At closing we advanced approximately $312,000 for capital expenditures at the Pier 121 property. Additional capital expenditures of $400,000 are committed to under the lease.
The loan is collateralized by a first mortgage on the loan properties listed above and has a fifteen year term. Each borrower is an affiliate of Marinas International (collectively “Marinas International”), and each loan is cross-defaulted and cross-collateralized. During the first three years of each loan, interest only will be payable monthly in arrears at a rate of 9.0% per annum. Beginning in the fourth year, equal monthly payments of principal and interest under each loan will be payable in accordance with a twenty year amortization schedule. At maturity, in addition to the entire unpaid principal balance, accrued and unpaid interest, and any other sums due thereunder, Marinas International is obligated to pay the holder of each loan an exit fee equal to the aggregate of monthly interest payments that would have been payable if the interest rate during the entire term of the loan had been 10.25% per annum rather than 9.0%. If the loan is prepaid prior to maturity, the exit fee would increase to equal the aggregate of monthly interest payments that would have been payable under such loan if the interest rate had been 11.0% per annum rather than 9.0%. We entered into a non-recourse guarantee for the loan obligations with the two principals of Marinas International. The loan may be prepaid at any time after the fourth year, except for an allocated portion of the loan for two properties which may be prepaid at any time. The loan can be accelerated and become due and payable upon customary events of default.
Premier Golf
On December 22, 2006, we acquired seven golf courses from affiliates of Premier Golf Management, Inc. (“Premier Golf”), a golf course investment and management company, for a purchase price of $58.0 million (the “Premier Properties”).

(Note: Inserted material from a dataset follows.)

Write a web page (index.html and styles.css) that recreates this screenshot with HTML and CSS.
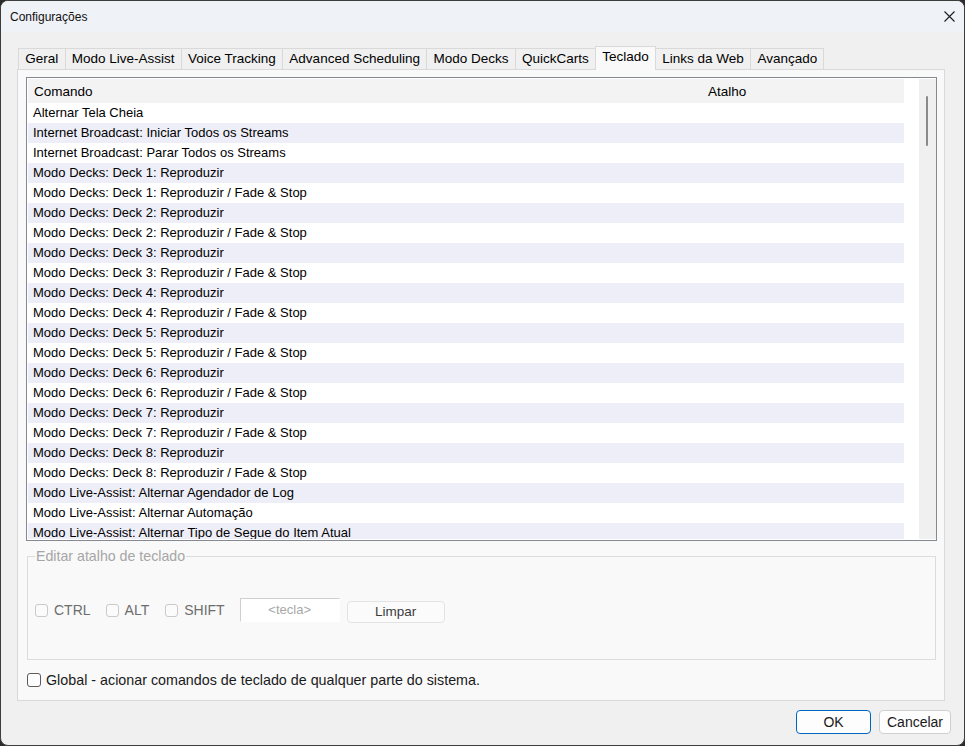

As previously reported in our current report on Form 8-K filed on November 20, 2006, we entered into an asset purchase agreement with respect to the Premier Properties on November 16, 2006. All of the Premier Properties feature an 18-hole golf course and, generally, a golf range, a practice facility and a clubhouse that includes a pro shop and a restaurant. An affiliate of Premier Golf is currently the lessee and operator of our EAGL golf properties described in our current report on Form 8-K filed on November 20, 2006.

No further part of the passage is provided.